You can call Warnaco boss Linda Wachner, 55, lots of things, and within New York City's viper-lipped rag trade many do--ruthless, cruel, abrasive, self-serving, vulgar. And then there are the people who don't like her. But no one ever accused her of being lazy.
As a junior buyer at Foley's Department Stores in Houston in 1968, Wachner would spend her downtime patrolling the streets to spot trends. Early in her career, she revolutionized the lingerie business by merchandising bras on racks rather than hiding them in boxes.

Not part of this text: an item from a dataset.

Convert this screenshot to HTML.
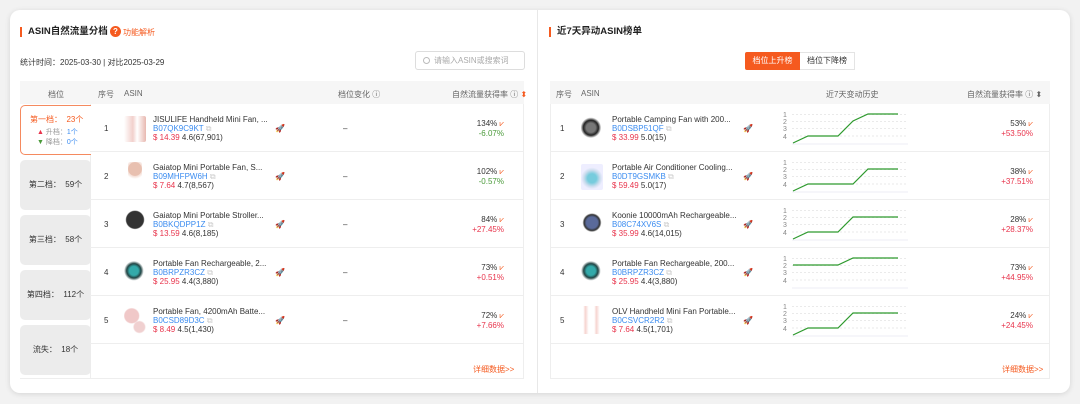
<!DOCTYPE html><html><head><meta charset="utf-8"><style>
*{box-sizing:border-box;margin:0;padding:0}
body{width:1080px;height:404px;background:#f2f2f2;font-family:"Liberation Sans","Noto Sans CJK SC",sans-serif;font-size:8px;color:#333;position:relative;overflow:hidden}
.card{position:absolute;left:10px;top:10px;width:1060px;height:383px;background:#fff;border-radius:10px;box-shadow:0 1px 6px rgba(0,0,0,.12)}
.a{position:absolute}
.ttl{font-size:9.5px;font-weight:bold;color:#222;padding-left:6px;border-left:2px solid #f55a1f;line-height:10px;white-space:nowrap}
.hdr{background:#f6f6f6;color:#666;height:23px}
.row{border-bottom:1px solid #eee;height:48px}
.name{font-size:8px;color:#333;white-space:nowrap}
.asin{color:#3b8cf0}
.price{color:#e8334b}
.tier{background:#ececec;border-radius:5px;color:#333;font-size:8px;text-align:center}
.pct{text-align:right;font-size:8px;line-height:10px}
.img{border-radius:2px}
</style></head><body><div class="card"></div>
<div class="a" style="left:537px;top:10px;width:1px;height:383px;background:#e8e8e8"></div>

<!-- LEFT -->
<div class="a ttl" style="left:20px;top:27px">ASIN自然流量分档</div>
<div class="a" style="left:110px;top:26px;width:11px;height:11px;border-radius:50%;background:#f55a1f;color:#fff;font-size:8px;text-align:center;line-height:11px;font-weight:bold">?</div>
<div class="a" style="left:123px;top:27px;color:#f55a1f;font-size:8px">功能解析</div>
<div class="a" style="left:20px;top:57px;font-size:8px;color:#333">统计时间：2025-03-30 | 对比2025-03-29</div>
<div class="a" style="left:415px;top:51px;width:110px;height:19px;border:1px solid #ddd;border-radius:3px;color:#aaa;font-size:8px;line-height:17px;padding-left:18px">请输入ASIN或搜索词</div>
<div class="a" style="left:423px;top:57px;width:7px;height:7px;border:1px solid #bbb;border-radius:50%"></div>

<div class="a hdr" style="left:20px;top:81px;width:504px"></div>
<div class="a" style="left:48px;top:89px;color:#666">档位</div>
<div class="a" style="left:98px;top:89px;color:#666">序号</div>
<div class="a" style="left:124px;top:89px;color:#666">ASIN</div>
<div class="a" style="left:338px;top:89px;color:#666">档位变化 ⓘ</div>
<div class="a" style="left:452px;top:89px;color:#666">自然流量获得率 ⓘ <span style="color:#f55a1f">⬍</span></div>

<div class="a" style="left:90px;top:104px;width:434px;height:275px;border:1px solid #eee;border-top:none"></div>
<div class="a" style="left:20px;top:105px;width:71px;height:50px;border:1px solid #f58a5f;border-right:none;border-radius:5px 0 0 5px;background:#fff"></div>
<div class="a" style="left:30px;top:114px;color:#f55a1f;font-size:8px">第一档：&nbsp;&nbsp;23个</div>
<div class="a" style="left:37px;top:127px;color:#999;font-size:7px"><span style="color:#e8334b">▲</span> 升档：<span class="asin">1个</span></div>
<div class="a" style="left:37px;top:137px;color:#999;font-size:7px"><span style="color:#4a9a3a">▼</span> 降档：<span class="asin">0个</span></div>
<div class="a tier" style="left:20px;top:160px;width:71px;height:50px;line-height:50px">第二档：&nbsp;&nbsp;59个</div>
<div class="a tier" style="left:20px;top:215px;width:71px;height:50px;line-height:50px">第三档：&nbsp;&nbsp;58个</div>
<div class="a tier" style="left:20px;top:270px;width:71px;height:50px;line-height:50px">第四档：&nbsp;&nbsp;112个</div>
<div class="a tier" style="left:20px;top:325px;width:71px;height:50px;line-height:50px">流失：&nbsp;&nbsp;18个</div>
<div class="a" style="left:20px;top:378px;width:504px;height:1px;background:#eee"></div>

<!-- left rows -->
<div class="a" style="left:90px;top:104px;width:434px">
 <div class="row" style="position:relative">
  <div class="a" style="left:14px;top:20px">1</div>
  <div class="a img" style="left:34px;top:12px;width:22px;height:26px;background:linear-gradient(90deg,#fff,#f2d0cc 40%,#fff 60%,#e8b8b0)"></div>
  <div class="a name" style="left:63px;top:11px">JISULIFE Handheld Mini Fan, ...</div>
  <div class="a asin" style="left:63px;top:20px">B07QK9C9KT <span style="color:#ccc">⧉</span></div>
  <div class="a" style="left:63px;top:29px"><span class="price">$ 14.39</span> 4.6(67,901)</div>
  <div class="a" style="left:185px;top:20px;color:#e8b040">🚀</div>
  <div class="a" style="left:253px;top:20px">–</div>
  <div class="a pct" style="right:20px;top:15px">134% <span style="color:#f55a1f">⩗</span><br><span style="color:#4a9a3a">-6.07%</span></div>
 </div>
 <div class="row" style="position:relative">
  <div class="a" style="left:14px;top:20px">2</div>
  <div class="a img" style="left:38px;top:10px;width:14px;height:28px;background:radial-gradient(circle at 50% 25%,#e8c0b0 30%,#f4ddd4 32%,#fff 45%),linear-gradient(90deg,#fff 40%,#f0c8bc 45%,#f0c8bc 55%,#fff 60%)"></div>
  <div class="a name" style="left:63px;top:11px">Gaiatop Mini Portable Fan, S...</div>
  <div class="a asin" style="left:63px;top:20px">B09MHFPW6H <span style="color:#ccc">⧉</span></div>
  <div class="a" style="left:63px;top:29px"><span class="price">$ 7.64</span> 4.7(8,567)</div>
  <div class="a" style="left:185px;top:20px;color:#e8b040">🚀</div>
  <div class="a" style="left:253px;top:20px">–</div>
  <div class="a pct" style="right:20px;top:15px">102% <span style="color:#f55a1f">⩗</span><br><span style="color:#4a9a3a">-0.57%</span></div>
 </div>
 <div class="row" style="position:relative">
  <div class="a" style="left:14px;top:20px">3</div>
  <div class="a img" style="left:34px;top:10px;width:22px;height:28px;background:radial-gradient(circle at 50% 35%,#333 40%,transparent 45%)"></div>
  <div class="a name" style="left:63px;top:11px">Gaiatop Mini Portable Stroller...</div>
  <div class="a asin" style="left:63px;top:20px">B0BKQDPP1Z <span style="color:#ccc">⧉</span></div>
  <div class="a" style="left:63px;top:29px"><span class="price">$ 13.59</span> 4.6(8,185)</div>
  <div class="a" style="left:185px;top:20px;color:#e8b040">🚀</div>
  <div class="a" style="left:253px;top:20px">–</div>
  <div class="a pct" style="right:20px;top:15px">84% <span style="color:#f55a1f">⩗</span><br><span style="color:#e8334b">+27.45%</span></div>
 </div>
 <div class="row" style="position:relative">
  <div class="a" style="left:14px;top:20px">4</div>
  <div class="a img" style="left:34px;top:12px;width:22px;height:24px;background:radial-gradient(circle at 45% 45%,#3aa 25%,#244 40%,transparent 55%)"></div>
  <div class="a name" style="left:63px;top:11px">Portable Fan Rechargeable, 2...</div>
  <div class="a asin" style="left:63px;top:20px">B0BRPZR3CZ <span style="color:#ccc">⧉</span></div>
  <div class="a" style="left:63px;top:29px"><span class="price">$ 25.95</span> 4.4(3,880)</div>
  <div class="a" style="left:185px;top:20px;color:#e8b040">🚀</div>
  <div class="a" style="left:253px;top:20px">–</div>
  <div class="a pct" style="right:20px;top:15px">73% <span style="color:#f55a1f">⩗</span><br><span style="color:#e8334b">+0.51%</span></div>
 </div>
 <div class="row" style="position:relative">
  <div class="a" style="left:14px;top:20px">5</div>
  <div class="a img" style="left:34px;top:10px;width:22px;height:28px;background:radial-gradient(circle at 35% 35%,#f0c8c8 30%,transparent 35%),radial-gradient(circle at 70% 75%,#f0d0d0 20%,transparent 25%)"></div>
  <div class="a name" style="left:63px;top:11px">Portable Fan, 4200mAh Batte...</div>
  <div class="a asin" style="left:63px;top:20px">B0CSD89D3C <span style="color:#ccc">⧉</span></div>
  <div class="a" style="left:63px;top:29px"><span class="price">$ 8.49</span> 4.5(1,430)</div>
  <div class="a" style="left:185px;top:20px;color:#e8b040">🚀</div>
  <div class="a" style="left:253px;top:20px">–</div>
  <div class="a pct" style="right:20px;top:15px">72% <span style="color:#f55a1f">⩗</span><br><span style="color:#e8334b">+7.66%</span></div>
 </div>
</div>
<div class="a" style="left:473px;top:364px;color:#f55a1f">详细数据&gt;&gt;</div>

<!-- RIGHT -->
<div class="a ttl" style="left:549px;top:27px">近7天异动ASIN榜单</div>
<div class="a" style="left:745px;top:52px;width:55px;height:18px;background:#f55a1f;color:#fff;text-align:center;line-height:18px;border-radius:2px 0 0 2px">档位上升榜</div>
<div class="a" style="left:800px;top:52px;width:55px;height:18px;border:1px solid #e4e4e4;border-left:none;text-align:center;line-height:16px;color:#333">档位下降榜</div>
<div class="a hdr" style="left:550px;top:81px;width:500px"></div>
<div class="a" style="left:556px;top:89px;color:#666">序号</div>
<div class="a" style="left:581px;top:89px;color:#666">ASIN</div>
<div class="a" style="left:826px;top:89px;color:#666">近7天变动历史</div>
<div class="a" style="left:967px;top:89px;color:#666">自然流量获得率 ⓘ ⬍</div>
<div class="a" style="left:550px;top:104px;width:500px;height:275px;border:1px solid #eee;border-top:none"></div>

<div class="a" style="left:550px;top:104px;width:500px">
 <div class="row" style="position:relative">
  <div class="a" style="left:10px;top:20px">1</div>
  <div class="a img" style="left:31px;top:12px;width:22px;height:26px;background:radial-gradient(circle at 45% 45%,#777 25%,#222 40%,transparent 55%)"></div>
  <div class="a name" style="left:62px;top:11px">Portable Camping Fan with 200...</div>
  <div class="a asin" style="left:62px;top:20px">B0DSBP51QF <span style="color:#ccc">⧉</span></div>
  <div class="a" style="left:62px;top:29px"><span class="price">$ 33.99</span> 5.0(15)</div>
  <div class="a" style="left:193px;top:20px;color:#e8b040">🚀</div>
  <div class="a pct" style="right:17px;top:15px">53% <span style="color:#f55a1f">⩗</span><br><span style="color:#e8334b">+53.50%</span></div>
 </div>
 <div class="row" style="position:relative">
  <div class="a" style="left:10px;top:20px">2</div>
  <div class="a img" style="left:31px;top:12px;width:22px;height:26px;background:radial-gradient(circle at 50% 55%,#7cd 25%,#cde 45%,#eef 60%)"></div>
  <div class="a name" style="left:62px;top:11px">Portable Air Conditioner Cooling...</div>
  <div class="a asin" style="left:62px;top:20px">B0DT9GSMKB <span style="color:#ccc">⧉</span></div>
  <div class="a" style="left:62px;top:29px"><span class="price">$ 59.49</span> 5.0(17)</div>
  <div class="a" style="left:193px;top:20px;color:#e8b040">🚀</div>
  <div class="a pct" style="right:17px;top:15px">38% <span style="color:#f55a1f">⩗</span><br><span style="color:#e8334b">+37.51%</span></div>
 </div>
 <div class="row" style="position:relative">
  <div class="a" style="left:10px;top:20px">3</div>
  <div class="a img" style="left:31px;top:10px;width:22px;height:28px;background:radial-gradient(circle at 50% 45%,#5a6a9a 30%,#333 42%,transparent 50%)"></div>
  <div class="a name" style="left:62px;top:11px">Koonie 10000mAh Rechargeable...</div>
  <div class="a asin" style="left:62px;top:20px">B08C74XV6S <span style="color:#ccc">⧉</span></div>
  <div class="a" style="left:62px;top:29px"><span class="price">$ 35.99</span> 4.6(14,015)</div>
  <div class="a" style="left:193px;top:20px;color:#e8b040">🚀</div>
  <div class="a pct" style="right:17px;top:15px">28% <span style="color:#f55a1f">⩗</span><br><span style="color:#e8334b">+28.37%</span></div>
 </div>
 <div class="row" style="position:relative">
  <div class="a" style="left:10px;top:20px">4</div>
  <div class="a img" style="left:31px;top:12px;width:22px;height:24px;background:radial-gradient(circle at 45% 45%,#3aa 25%,#244 40%,transparent 55%)"></div>
  <div class="a name" style="left:62px;top:11px">Portable Fan Rechargeable, 200...</div>
  <div class="a asin" style="left:62px;top:20px">B0BRPZR3CZ <span style="color:#ccc">⧉</span></div>
  <div class="a" style="left:62px;top:29px"><span class="price">$ 25.95</span> 4.4(3,880)</div>
  <div class="a" style="left:193px;top:20px;color:#e8b040">🚀</div>
  <div class="a pct" style="right:17px;top:15px">73% <span style="color:#f55a1f">⩗</span><br><span style="color:#e8334b">+44.95%</span></div>
 </div>
 <div class="row" style="position:relative">
  <div class="a" style="left:10px;top:20px">5</div>
  <div class="a img" style="left:31px;top:10px;width:22px;height:28px;background:linear-gradient(90deg,#fff 10%,#f6d4d0 20%,#fff 35%,#fff 60%,#f6d4d0 70%,#fff 85%)"></div>
  <div class="a name" style="left:62px;top:11px">OLV Handheld Mini Fan Portable...</div>
  <div class="a asin" style="left:62px;top:20px">B0CSVCR2R2 <span style="color:#ccc">⧉</span></div>
  <div class="a" style="left:62px;top:29px"><span class="price">$ 7.64</span> 4.5(1,701)</div>
  <div class="a" style="left:193px;top:20px;color:#e8b040">🚀</div>
  <div class="a pct" style="right:17px;top:15px">24% <span style="color:#f55a1f">⩗</span><br><span style="color:#e8334b">+24.45%</span></div>
 </div>
</div>
<div class="a" style="left:1002px;top:364px;color:#f55a1f">详细数据&gt;&gt;</div>

<!-- sparklines -->
<svg class="a" style="left:780px;top:104px" width="130" height="250" font-family="Liberation Sans" font-size="7" fill="#888">
<defs><g id="grid"><text x="3" y="7">1</text><text x="3" y="14">2</text><text x="3" y="21">3</text><text x="3" y="29">4</text>
<path d="M12 4.5H128M12 11.5H128M12 18.5H128M12 26H128" stroke="#e3e3e3" stroke-dasharray="2 2" stroke-width=".7"/><path d="M12 34H128" stroke="#e6e6f0" stroke-width=".8"/></g></defs>
<g transform="translate(0,6)"><use href="#grid"/><polyline points="13,33 28,26 43,26 58,26 73,11 88,4 103,4 118,4" fill="none" stroke="#2e9a2e" stroke-width="1.2"/></g>
<g transform="translate(0,54)"><use href="#grid"/><polyline points="13,33 28,26 43,26 58,26 73,26 88,11 103,11 118,11" fill="none" stroke="#2e9a2e" stroke-width="1.2"/></g>
<g transform="translate(0,102)"><use href="#grid"/><polyline points="13,33 28,26 43,26 58,26 73,11 88,11 103,11 118,11" fill="none" stroke="#2e9a2e" stroke-width="1.2"/></g>
<g transform="translate(0,150)"><use href="#grid"/><polyline points="13,11 28,11 43,11 58,11 73,4 88,4 103,4 118,4" fill="none" stroke="#2e9a2e" stroke-width="1.2"/></g>
<g transform="translate(0,198)"><use href="#grid"/><polyline points="13,33 28,26 43,26 58,26 73,11 88,11 103,11 118,11" fill="none" stroke="#2e9a2e" stroke-width="1.2"/></g>
</svg>
</body></html>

In the 15 years since she won Warnaco in a hostile buyout, Wachner has used that aggressive style to remake the dowdy $600 million manufacturer of women's undergarments into a $2.5 billion apparel powerhouse, owner of a stylish collection of brand licenses that includes Calvin Klein, Speedo and Chaps by Ralph Lauren. All that hard work helped make Wachner one of the first women to run a FORTUNE 500 company and a top-paid CEO. Her cozy board of directors has regularly awarded her millions of dollars in annual salary and stock. Everything she has got, Wachner could argue, she has earned.
But last week, in the eyes of her many critics, she got what she really deserved: a very public complete dressing-down. Saddled with some $3 billion in debt and liabilities from Wachner's acquisition spree and stock buybacks, Warnaco filed for bankruptcy protection. Wachner's collection of fashion brands suddenly doesn't look too flattering. The fallout from a tabloid-headlined legal tussle with Calvin Klein, not to mention a slumping retail economy, adds another wrinkle.
Last year, as Warnaco's share of intimate apparel fell before the likes of Intimate Brands (Victoria's Secret), Banana Republic, VF Corp. (Vanity Fair) and Sara Lee (Playtex, Wonderbra), the company lost $338 million. Trading in Warnaco's stock, which reached $44 in 1998, was suspended last week after it tumbled to 39[cents] a share; Wachner resigned from the board of the New York Stock Exchange. Her personal stake in the company has plunged from around $200 million to $1.8 million.
"She got greedy," says a senior executive at one of the many department stores that became increasingly disenchanted with Wachner as she expanded her brands from the stores' exclusive environs to the warehouse floors of membership clubs like Costco, B.J.'s and Sam's Club.
Creditors want to get paid, shareholders want her out, and the SEC is looking into the company's accounting practices, but in defending her turf, Wachner could well redefine tenacious. And she'll have help. Her circle of support includes such corporate heavyweights as former American Express chairman Harvey Golub, a new Warnaco board member, and Citigroup boss Sanford Weill, whose Citibank, along with J.P. Morgan Chase, is part of a collection of banks that will provide Wachner with $600 million in debtor-in-possession financing. That will buy her a few months to try to clean things up. "Under my leadership over the past 15 years, Warnaco has built the best brands in the apparel industry; I do not believe our current circumstances are a reflection on that vision," Wachner said last week in a statement to TIME.